Тот действительно попятился, свободной рукой зажимая себе рот; объятый ужасом, что ненароком ляпнул что-нибудь лишнее, чем иностранцы не преминут воспользоваться, обернув
Глядя на эту нелепую пантомиму – едва сдерживая смех, готовый вырваться наружу новым приступом кашля, – я вспомнила: то, что по-русски «конь», по-английски – «рыцарь»; «слон» – «епископ». Чему они, собственно говоря, и соответствовали: голову тощего венчал рыцарский шлем с опущенным забралом; а голову толстенького – митра, знак епископского достоинства.
На меня снизошло спокойствие: оказывается, сам того не ожидая, проводник отдает меня в надежные руки.
Дыша свободней и ровнее, я как могла расслабила спину и вытянулась на верхней полке: так им будет сподручнее меня спасти. Подхватить под руки и под ноги, положить на носилки (они стояли в проходе, наготове) и вывезти на платформу, оставив тем самым с носом и самого проводника, и тех, кто стоит за ним.
Почему они медлят? Я открыла глаза и поняла: спасители ошиблись, вместо меня взяли четвертую попутчицу. Хотела позвать их, крикнуть, но как назло на меня снова напал неудержимый кашель. Сквозь пелену боли, сотрясающей ребра, я различила контуры ее тела, накрытого чем-то белым, вроде простыни. Прежде чем высокие носилки стронулись с места и уплыли, я заметила чью-то руку, приподнявшую угол простыни. В следующее мгновение действующие лица, занятые в этой сцене, исчезли.
Все, кроме одного.
В просвете, свободном от носилок, темнела фигура почтовика. Продолжая прикидываться проводником, он сидел на полу, зажав между коленями емкость для кулера, и ковырял пробку, пытаясь ее вскрыть.
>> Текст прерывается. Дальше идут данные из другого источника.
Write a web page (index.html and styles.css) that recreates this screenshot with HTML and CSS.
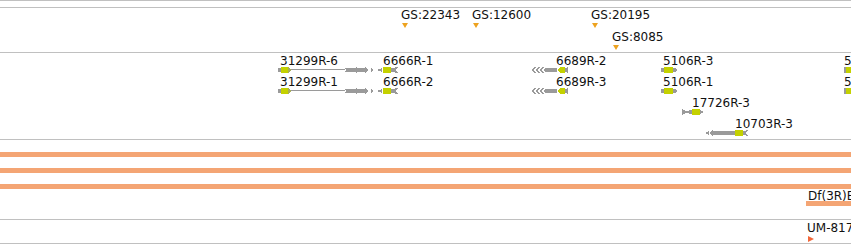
FILE: index.html
```html
<!DOCTYPE html>
<html lang="en">
  <head>
    <meta charset="UTF-8" />
    <meta name="viewport" content="width=device-width, initial-scale=1.0" />
    <title>Tracks</title>
    <link rel="stylesheet" href="styles.css">
  </head>
  <body>
    <div class="browser">
      <div class="track track-top"></div>

      <!-- insertion sites -->
      <div class="track track-gs">
        <div class="feature" style="left: 401px; top: 0px">
          <span class="label">GS:22343</span>
          <span class="pin"></span>
        </div>
        <div class="feature" style="left: 472px; top: 0px">
          <span class="label">GS:12600</span>
          <span class="pin"></span>
        </div>
        <div class="feature" style="left: 591px; top: 0px">
          <span class="label">GS:20195</span>
          <span class="pin"></span>
        </div>
        <div class="feature" style="left: 612px; top: 22px">
          <span class="label">GS:8085</span>
          <span class="pin"></span>
        </div>
      </div>

      <!-- transcripts -->
      <div class="track track-genes">
        <div class="feature" style="left: 278px; top: 1px">
          <span class="label shift">31299R-6</span>
          <svg class="glyph" width="96" height="6">
            <rect x="0" y="1" width="3" height="4" fill="#9a9a9a"/>
            <rect x="3" y="0" width="7" height="6" fill="#c4d100"/>
            <polygon points="10,0 13,3 10,6" fill="#a8ae5a"/>
            <rect x="13" y="2" width="54" height="1" fill="#9a9a9a"/>
            <polygon points="66,1 69,1 71,3 69,5 66,5 68,3" fill="#9a9a9a"/>
            <polygon points="69,1 72,1 74,3 72,5 69,5 71,3" fill="#9a9a9a"/>
            <rect x="73" y="1" width="14" height="4" fill="#9a9a9a"/>
            <polygon points="78,0 81,3 78,6" fill="#9a9a9a"/>
            <polygon points="87,0 91,3 87,6" fill="#9a9a9a"/>
            <polygon points="93,1 96,3 93,5" fill="#9a9a9a"/>
          </svg>
        </div>
        <div class="feature" style="left: 278px; top: 22px">
          <span class="label shift">31299R-1</span>
          <svg class="glyph" width="96" height="6">
            <rect x="0" y="1" width="3" height="4" fill="#9a9a9a"/>
            <rect x="3" y="0" width="7" height="6" fill="#c4d100"/>
            <polygon points="10,0 13,3 10,6" fill="#a8ae5a"/>
            <rect x="13" y="2" width="54" height="1" fill="#9a9a9a"/>
            <polygon points="66,1 69,1 71,3 69,5 66,5 68,3" fill="#9a9a9a"/>
            <polygon points="69,1 72,1 74,3 72,5 69,5 71,3" fill="#9a9a9a"/>
            <rect x="73" y="1" width="14" height="4" fill="#9a9a9a"/>
            <polygon points="78,0 81,3 78,6" fill="#9a9a9a"/>
            <polygon points="87,0 91,3 87,6" fill="#9a9a9a"/>
            <polygon points="93,1 96,3 93,5" fill="#9a9a9a"/>
          </svg>
        </div>

        <div class="feature" style="left: 377px; top: 1px">
          <span class="label shift-lg">6666R-1</span>
          <svg class="glyph" width="21" height="6">
            <polygon points="0,3 5,1 5,5" fill="#9a9a9a"/>
            <rect x="6" y="0" width="8" height="6" fill="#c4d100"/>
            <polygon points="14,1 21,0 19,3 21,6 14,5" fill="#9a9a9a"/>
          </svg>
        </div>
        <div class="feature" style="left: 377px; top: 22px">
          <span class="label shift-lg">6666R-2</span>
          <svg class="glyph" width="21" height="6">
            <polygon points="0,3 5,1 5,5" fill="#9a9a9a"/>
            <rect x="6" y="0" width="8" height="6" fill="#c4d100"/>
            <polygon points="14,1 21,0 19,3 21,6 14,5" fill="#9a9a9a"/>
          </svg>
        </div>

        <div class="feature" style="left: 531px; top: 1px">
          <span class="label" style="margin-left: 25px">6689R-2</span>
          <svg class="glyph" width="37" height="6">
            <polygon points="0,3 3,0 5,0 3,3 5,6 3,6" fill="#9a9a9a"/>
            <polygon points="4,3 7,0 9,0 7,3 9,6 7,6" fill="#9a9a9a"/>
            <polygon points="8,3 11,0 13,0 11,3 13,6 11,6" fill="#9a9a9a"/>
            <polygon points="12,3 15,1 26,1 26,5 15,5" fill="#9a9a9a"/>
            <polygon points="26,3 29,0 34,0 34,6 29,6" fill="#c4d100"/>
            <polygon points="34,1 37,0 37,6 34,5" fill="#9a9a9a"/>
          </svg>
        </div>
        <div class="feature" style="left: 531px; top: 22px">
          <span class="label" style="margin-left: 25px">6689R-3</span>
          <svg class="glyph" width="37" height="6">
            <polygon points="0,3 3,0 5,0 3,3 5,6 3,6" fill="#9a9a9a"/>
            <polygon points="4,3 7,0 9,0 7,3 9,6 7,6" fill="#9a9a9a"/>
            <polygon points="8,3 11,0 13,0 11,3 13,6 11,6" fill="#9a9a9a"/>
            <polygon points="12,3 15,1 26,1 26,5 15,5" fill="#9a9a9a"/>
            <polygon points="26,3 29,0 34,0 34,6 29,6" fill="#c4d100"/>
            <polygon points="34,1 37,0 37,6 34,5" fill="#9a9a9a"/>
          </svg>
        </div>

        <div class="feature" style="left: 661px; top: 1px">
          <span class="label shift">5106R-3</span>
          <svg class="glyph" width="17" height="6">
            <rect x="0" y="1" width="3" height="4" fill="#9a9a9a"/>
            <rect x="3" y="0" width="9" height="6" fill="#c4d100"/>
            <polygon points="12,1 14,1 17,3 14,5 12,5" fill="#9a9a9a"/>
          </svg>
        </div>
        <div class="feature" style="left: 661px; top: 22px">
          <span class="label shift">5106R-1</span>
          <svg class="glyph" width="17" height="6">
            <rect x="0" y="1" width="3" height="4" fill="#9a9a9a"/>
            <rect x="3" y="0" width="9" height="6" fill="#c4d100"/>
            <polygon points="12,1 14,1 17,3 14,5 12,5" fill="#9a9a9a"/>
          </svg>
        </div>

        <div class="feature" style="left: 682px; top: 43px">
          <span class="label" style="margin-left: 10px">17726R-3</span>
          <svg class="glyph" width="22" height="6">
            <polygon points="0,0 4,2 10,1 10,5 4,4 0,6" fill="#9a9a9a"/>
            <rect x="10" y="0" width="8" height="6" fill="#c4d100"/>
            <polygon points="18,1 22,3 18,5" fill="#9a9a9a"/>
          </svg>
        </div>

        <div class="feature" style="left: 705px; top: 64px">
          <span class="label" style="margin-left: 30px">10703R-3</span>
          <svg class="glyph" width="43" height="6">
            <polygon points="0,3 4,1 4,5" fill="#9a9a9a"/>
            <polygon points="4,3 8,0 8,6" fill="#9a9a9a"/>
            <rect x="8" y="1" width="22" height="4" fill="#9a9a9a"/>
            <rect x="30" y="0" width="8" height="6" fill="#c4d100"/>
            <polygon points="38,1 43,0 41,3 43,6 38,5" fill="#9a9a9a"/>
          </svg>
        </div>

        <div class="feature" style="left: 844px; top: 1px">
          <span class="label shift-sm">5106R-2</span>
          <svg class="glyph" width="7" height="6">
            <rect x="0" y="0" width="2" height="6" fill="#9a9a9a"/>
            <rect x="2" y="0" width="5" height="6" fill="#c4d100"/>
          </svg>
        </div>
        <div class="feature" style="left: 844px; top: 22px">
          <span class="label shift-sm">5106R-4</span>
          <svg class="glyph" width="7" height="6">
            <rect x="0" y="0" width="2" height="6" fill="#9a9a9a"/>
            <rect x="2" y="0" width="5" height="6" fill="#c4d100"/>
          </svg>
        </div>
      </div>

      <!-- deficiencies -->
      <div class="track track-df">
        <div class="span-bar"></div>
        <div class="span-bar"></div>
        <div class="span-bar"></div>
        <div class="feature" style="left: 806px; top: 49px">
          <span class="label shift">Df(3R)ED6255</span>
          <span class="df-bar"></span>
        </div>
      </div>

      <!-- rnai -->
      <div class="track track-um">
        <div class="feature" style="left: 807px; top: 1px">
          <span class="label">UM-8177</span>
          <span class="flag"></span>
        </div>
      </div>
    </div>
  </body>
</html>
```

FILE: styles.css
```css
*,
*::before,
*::after {
  margin: 0;
  padding: 0;
  box-sizing: border-box;
}
html,
body {
  width: 100%;
  height: 100%;
  background-color: #fff;
  overflow: hidden;
  font-family: "DejaVu Sans", sans-serif;
}

.browser {
  width: 851px;
  overflow: hidden;
}

.track {
  position: relative;
  border-top: 1px solid #c0c0c0;
  overflow: hidden;
}

.track-top {
  height: 7px;
}

.track-gs {
  height: 45px;
}

.track-genes {
  height: 87px;
}

.track-df {
  height: 80px;
  padding-top: 12px;
}

.track-um {
  height: 25px;
  border-bottom: 1px solid #c0c0c0;
}

.feature {
  position: absolute;
  display: flex;
  flex-direction: column;
  align-items: flex-start;
}

.label {
  font-size: 12px;
  line-height: 14px;
  color: #111;
  white-space: nowrap;
}

.shift {
  margin-left: 2px;
}

.shift-lg {
  margin-left: 6px;
}

.shift-sm {
  margin-left: 0;
}

.glyph {
  display: block;
  margin-top: -1px;
  shape-rendering: crispEdges;
}

.pin {
  width: 0;
  height: 0;
  margin-top: 1px;
  margin-left: 1px;
  border-left: 3px solid transparent;
  border-right: 3px solid transparent;
  border-top: 5px solid #eda21f;
}

.span-bar {
  height: 5px;
  margin-bottom: 11px;
  background-color: #f4a574;
}

.df-bar {
  display: block;
  width: 60px;
  height: 5px;
  margin-top: -2px;
  background-color: #f4a574;
}

.flag {
  width: 0;
  height: 0;
  margin-top: 1px;
  margin-left: 1px;
  border-top: 3px solid transparent;
  border-bottom: 3px solid transparent;
  border-left: 6px solid #f2683a;
}
```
В перерывах между попытками он бросал на меня косые взгляды, но теперь не испытующие, а лукавые – из-под густых, сведенных к плоской переносице бровей. С явным намеком, что все прекрасно понял, раскусил мои нехитрые ухищрения – и что на этом история не заканчивается; но рано или поздно закончится. И ему даже известно – чем.
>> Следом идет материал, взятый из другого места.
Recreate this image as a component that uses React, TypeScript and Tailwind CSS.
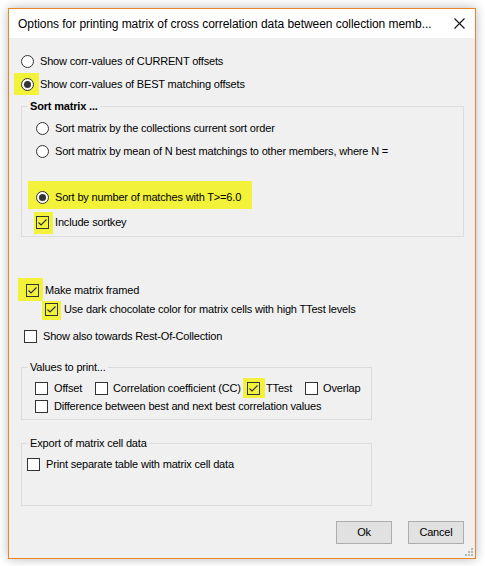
import React from "react";

const Radio = ({ checked = false }: { checked?: boolean }) => (
  <span className="relative flex h-[13px] w-[13px] shrink-0 items-center justify-center rounded-full border border-[#333333] bg-white">
    {checked && <span className="h-[7px] w-[7px] rounded-full bg-[#333333]" />}
  </span>
);

const Check = ({ checked = false, yellow = false }: { checked?: boolean; yellow?: boolean }) => (
  <span
    className={
      "relative flex h-[13px] w-[13px] shrink-0 items-center justify-center border border-[#333333] " +
      (yellow ? "bg-transparent" : "bg-white")
    }
  >
    {checked && (
      <svg width="11" height="11" viewBox="0 0 11 11" className="block">
        <path d="M1.5 5.5 L4 8 L9.5 2.5" fill="none" stroke="#2b2b2b" strokeWidth="1.1" />
      </svg>
    )}
  </span>
);

export default function App() {
  return (
    <div className="h-[566px] w-[485px] bg-white pl-[8px] pt-[8px] text-[11px] tracking-[-0.17px] text-black" style={{ fontFamily: '"Liberation Sans", Arial, sans-serif' }}>
      <div className="flex h-[551px] w-[468px] flex-col border border-[#e9862a] bg-[#f0f0f0] shadow-[0_0_10px_rgba(0,0,0,0.28)]">
        {/* Title bar */}
        <div className="flex h-[29px] shrink-0 items-center bg-white pl-[9px] pr-[10px]">
          <span className="flex-1 whitespace-nowrap text-[12px] leading-none tracking-[-0.05px] text-black">
            Options for printing matrix of cross correlation data between collection memb...
          </span>
          <svg width="11" height="11" viewBox="0 0 11 11">
            <path d="M0.5 0.5 L10.5 10.5 M10.5 0.5 L0.5 10.5" stroke="#111" strokeWidth="1.1" />
          </svg>
        </div>

        {/* Content */}
        <div className="relative flex flex-1 flex-col">
          <div className="ml-[12px] mt-[15px] flex h-[16px] items-center">
            <Radio />
            <span className="ml-[6px]">Show corr-values of CURRENT offsets</span>
          </div>
          <div className="ml-[12px] mt-[7px] flex h-[16px] items-center">
            <span className="relative flex">
              <span className="absolute left-[-7px] top-[-5px] h-[22px] w-[25px] bg-[#f2f23a]" />
              <Radio checked />
            </span>
            <span className="relative ml-[6px]">Show corr-values of BEST matching offsets</span>
          </div>

          {/* Sort matrix group */}
          <div className="relative ml-[12px] mt-[14px] flex h-[131px] w-[443px] flex-col border border-[#dcdcdc] pl-[14px]">
            <span className="absolute left-[6px] top-[-8px] bg-[#f0f0f0] px-[2px] font-bold leading-[14px]">Sort matrix ...</span>
            <div className="mt-[13px] flex h-[16px] items-center">
              <Radio />
              <span className="ml-[6px]">Sort matrix by the collections current sort order</span>
            </div>
            <div className="mt-[7px] flex h-[16px] items-center">
              <Radio />
              <span className="ml-[6px]">Sort matrix by mean of N best matchings to other members, where N =</span>
            </div>
            <div className="relative mt-[30px] flex h-[16px] items-center">
              <span className="absolute left-[-8px] top-[-8px] h-[28px] w-[224px] bg-[#f2f23a]" />
              <span className="relative flex"><Radio checked /></span>
              <span className="relative ml-[6px]">Sort by number of matches with T&gt;=6.0</span>
            </div>
            <div className="mt-[9px] flex h-[16px] items-center">
              <span className="relative flex">
                <span className="absolute left-[-2px] top-[-4px] h-[22px] w-[19px] bg-[#f2f23a]" />
                <Check checked yellow />
              </span>
              <span className="ml-[6px]">Include sortkey</span>
            </div>
          </div>

          <div className="ml-[17px] mt-[45px] flex h-[16px] items-center">
            <span className="relative flex">
              <span className="absolute left-[-8px] top-[-6px] h-[23px] w-[25px] bg-[#f2f23a]" />
              <Check checked yellow />
            </span>
            <span className="ml-[6px]">Make matrix framed</span>
          </div>
          <div className="ml-[36px] mt-[3px] flex h-[16px] items-center">
            <span className="relative flex">
              <span className="absolute left-[-3px] top-[-2px] h-[19px] w-[19px] bg-[#f2f23a]" />
              <Check checked yellow />
            </span>
            <span className="ml-[6px]">Use dark chocolate color for matrix cells with high TTest levels</span>
          </div>
          <div className="ml-[15px] mt-[11px] flex h-[16px] items-center">
            <Check />
            <span className="ml-[6px]">Show also towards Rest-Of-Collection</span>
          </div>

          {/* Values to print */}
          <div className="relative ml-[12px] mt-[23px] flex h-[53px] w-[351px] flex-col border border-[#dcdcdc] pl-[13px]">
            <span className="absolute left-[6px] top-[-8px] bg-[#f0f0f0] px-[2px] leading-[14px]">Values to print...</span>
            <div className="mt-[12px] flex h-[16px] items-center">
              <div className="flex w-[60px] shrink-0 items-center">
                <Check />
                <span className="ml-[6px]">Offset</span>
              </div>
              <div className="flex w-[152px] shrink-0 items-center">
                <Check />
                <span className="ml-[5px] whitespace-nowrap">Correlation coefficient (CC)</span>
              </div>
              <div className="flex w-[58px] shrink-0 items-center">
                <span className="relative flex">
                  <span className="absolute left-[-4px] top-[-4px] h-[20px] w-[22px] bg-[#f2f23a]" />
                  <Check checked yellow />
                </span>
                <span className="ml-[6px]">TTest</span>
              </div>
              <div className="flex items-center">
                <Check />
                <span className="ml-[5px]">Overlap</span>
              </div>
            </div>
            <div className="mt-[2px] flex h-[16px] items-center">
              <Check />
              <span className="ml-[6px]">Difference between best and next best correlation values</span>
            </div>
          </div>

          {/* Export group */}
          <div className="relative ml-[12px] mt-[23px] flex h-[63px] w-[351px] flex-col border border-[#dcdcdc] pl-[5px]">
            <span className="absolute left-[6px] top-[-8px] bg-[#f0f0f0] px-[2px] leading-[14px]">Export of matrix cell data</span>
            <div className="mt-[12px] flex h-[16px] items-center">
              <Check />
              <span className="ml-[6px]">Print separate table with matrix cell data</span>
            </div>
          </div>

          {/* Buttons */}
          <div className="mr-[11px] mt-[15px] flex justify-end gap-[16px]">
            <button className="flex h-[23px] w-[56px] items-center justify-center border border-[#adadad] bg-[#e1e1e1] text-[11px] text-black">Ok</button>
            <button className="flex h-[23px] w-[56px] items-center justify-center border border-[#adadad] bg-[#e1e1e1] text-[11px] text-black">Cancel</button>
          </div>

          {/* Resize grip */}
          <svg width="8" height="8" viewBox="0 0 8 8" className="absolute bottom-[2px] right-[2px]">
            <rect x="6" y="0" width="2" height="2" fill="#b8b8b8" />
            <rect x="3" y="3" width="2" height="2" fill="#b8b8b8" />
            <rect x="6" y="3" width="2" height="2" fill="#b8b8b8" />
            <rect x="0" y="6" width="2" height="2" fill="#b8b8b8" />
            <rect x="3" y="6" width="2" height="2" fill="#b8b8b8" />
            <rect x="6" y="6" width="2" height="2" fill="#b8b8b8" />
          </svg>
        </div>
      </div>
    </div>
  );
}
Я проснулась от долгого, назойливого звонка. Не открывая глаз, напряженно вслушиваясь, я пыталась понять, откуда он доносится – странный, не похожий ни на верещание механического будильника (да я его и не заводила), ни на нежную мелодию электронного, встроенного в лежащий на тумбочке смартфон.
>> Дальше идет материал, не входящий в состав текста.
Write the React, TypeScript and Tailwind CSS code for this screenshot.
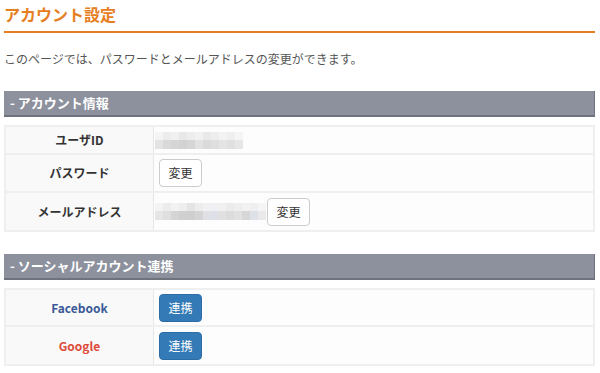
import React from "react";

const font = { fontFamily: '"Noto Sans CJK JP", "Noto Sans", sans-serif' };

function Blur({ w, cells }: { w: number; cells: string[] }) {
  return (
    <div className="flex flex-col" style={{ width: w }}>
      <div className="flex h-[8px]">
        {cells.slice(0, cells.length / 2).map((c, i) => (
          <div key={i} className="flex-1" style={{ background: c }} />
        ))}
      </div>
      <div className="flex h-[9px]">
        {cells.slice(cells.length / 2).map((c, i) => (
          <div key={i} className="flex-1" style={{ background: c }} />
        ))}
      </div>
    </div>
  );
}

const idCells = [
  "#f4f4f4", "#ececec", "#f0f0f0", "#e8e8e8", "#ededed", "#f1f1f1", "#e9e9e9", "#eeeeee", "#f3f3f3", "#efefef", "#f5f5f5",
  "#e3e3e3", "#d9d9d9", "#d5d5d5", "#d2d2d2", "#d6d6d6", "#e2e2e2", "#dadada", "#dedede", "#e4e4e4", "#e0e0e0", "#e6e6e6",
];
const mailCells = [
  "#f3f3f3", "#ececec", "#f2f2f2", "#eeeeee", "#e4e4e4", "#ededed", "#f1f1f3", "#eef0f3", "#f0f0f0", "#ebebeb", "#eeeeee", "#f2f2f2", "#efefef", "#f4f4f4",
  "#e5e5e5", "#dfdfdf", "#d5d5d5", "#d0d0d0", "#cfcfcf", "#d4d4d4", "#dfe1e5", "#dde0e6", "#e0e0e0", "#dcdcdc", "#e1e1e1", "#d7d7d7", "#dde1e8", "#e9e9e9",
];

function SectionHeader({ children }: { children: React.ReactNode }) {
  return (
    <div className="h-[26px] bg-[#8d919d] border-b-2 border-r border-[#6e727c] flex items-center pl-[6px] text-white text-[13px] font-bold">
      {children}
    </div>
  );
}

function Row({ label, labelClass, h, children, last }: { label: string; labelClass?: string; h: number; children: React.ReactNode; last?: boolean }) {
  return (
    <div className={`flex ${last ? "" : "border-b-2 border-[#efefef]"}`} style={{ height: h }}>
      <div className={`w-[148px] shrink-0 bg-[#f9f9f9] border-r border-[#e6e6e6] flex items-center justify-center text-[12px] font-bold ${labelClass ?? "text-[#333]"}`}>
        {label}
      </div>
      <div className="flex-1 bg-[#fdfdfd] flex items-center pl-[5px]">{children}</div>
    </div>
  );
}

function Btn({ children }: { children: React.ReactNode }) {
  return (
    <div className="w-[43px] h-[28px] rounded-[4px] border border-[#cccccc] bg-white flex items-center justify-center text-[12px] text-[#333]">
      {children}
    </div>
  );
}

function BlueBtn({ children }: { children: React.ReactNode }) {
  return (
    <div className="w-[43px] h-[28px] rounded-[4px] bg-[#337ab7] border border-[#2e6da4] flex items-center justify-center text-[12px] text-white">
      {children}
    </div>
  );
}

export default function App() {
  return (
    <div className="w-[600px] h-[373px] bg-white overflow-hidden" style={font}>
      <div className="pl-[4px] pr-[5px]">
        <div className="h-[33px] border-b-2 border-[#e67e22] flex items-center">
          <h1 className="text-[16px] font-bold text-[#e67e22] leading-none -mt-[3px]">アカウント設定</h1>
        </div>
        <p className="mt-[17px] text-[12px] text-[#555] leading-[18px]">このページでは、パスワードとメールアドレスの変更ができます。</p>
        <div className="mt-[23px]">
          <SectionHeader>- アカウント情報</SectionHeader>
        </div>
        <div className="mt-[8px] border-2 border-[#efefef]">
          <Row label="ユーザID" h={28}>
            <div className="-ml-[4px]"><Blur w={88} cells={idCells} /></div>
          </Row>
          <Row label="パスワード" h={38}>
            <Btn>変更</Btn>
          </Row>
          <Row label="メールアドレス" h={37} last>
            <div className="-ml-[4px] flex items-center gap-[1px]">
              <Blur w={111} cells={mailCells} />
              <Btn>変更</Btn>
            </div>
          </Row>
        </div>
        <div className="mt-[22px]">
          <SectionHeader>- ソーシャルアカウント連携</SectionHeader>
        </div>
        <div className="mt-[8px] border-2 border-[#efefef]">
          <Row label="Facebook" labelClass="text-[#3b5998]" h={37}>
            <BlueBtn>連携</BlueBtn>
          </Row>
          <Row label="Google" labelClass="text-[#dd4b39]" h={37} last>
            <BlueBtn>連携</BlueBtn>
          </Row>
        </div>
      </div>
    </div>
  );
}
Меня обступали картины сна. Четкие, будто явь, куда я мгновение назад вернулась, – всего лишь частный случай иллюзорного мира, краткий миг между наваждениями; в сущности, такая же греза, как всякий ночной кошмар. Пока моя рука тянулась к выключателю, я пребывала в уверенности, что и при свете электрической лампочки увижу кряжистую фигуру, кустистые брови, короткие пальцы, колдующие над пробкой, – меня это даже радовало: разве не он – своими лукавыми косыми взглядами – убедил меня в том, что на его счет у меня припасен какой-то хитрый план. Убедил, разбудив мое дремлющее любопытство: мне не терпелось узнать, чем закончится наше с ним противостояние, в которое он, быть может, сам того не желая, втянул две сильные, под стать ему, фигуры – епископа и рыцаря. Тем самым придав диковинному действу черты средневековой мистерии, где нет пространства для импровизаций: ступая на эти скрипучие подмостки, каждый участник представления исполняет строго отведенную ему роль.
То, что первый акт выглядел – по крайней мере, на мой взгляд – сущим абсурдом, чередой несообразностей, ровно ничего не меняло. Тем более что второй акт этой – столь же странной, сколь и опасной – пьесы уже начался. И тоже со звонка.
Вы скажете, таков обычай, театральная рутина. Но что-то мне подсказывало: здесь-то собака и зарыта; и прежде чем действо продолжится, я должна ее отрыть. Собрать разбегающиеся мысли, вернее, их летающие по комнате обрывки – подручный материал, из которого, быть может, не сразу, а со временем, сложится какая-никакая картина.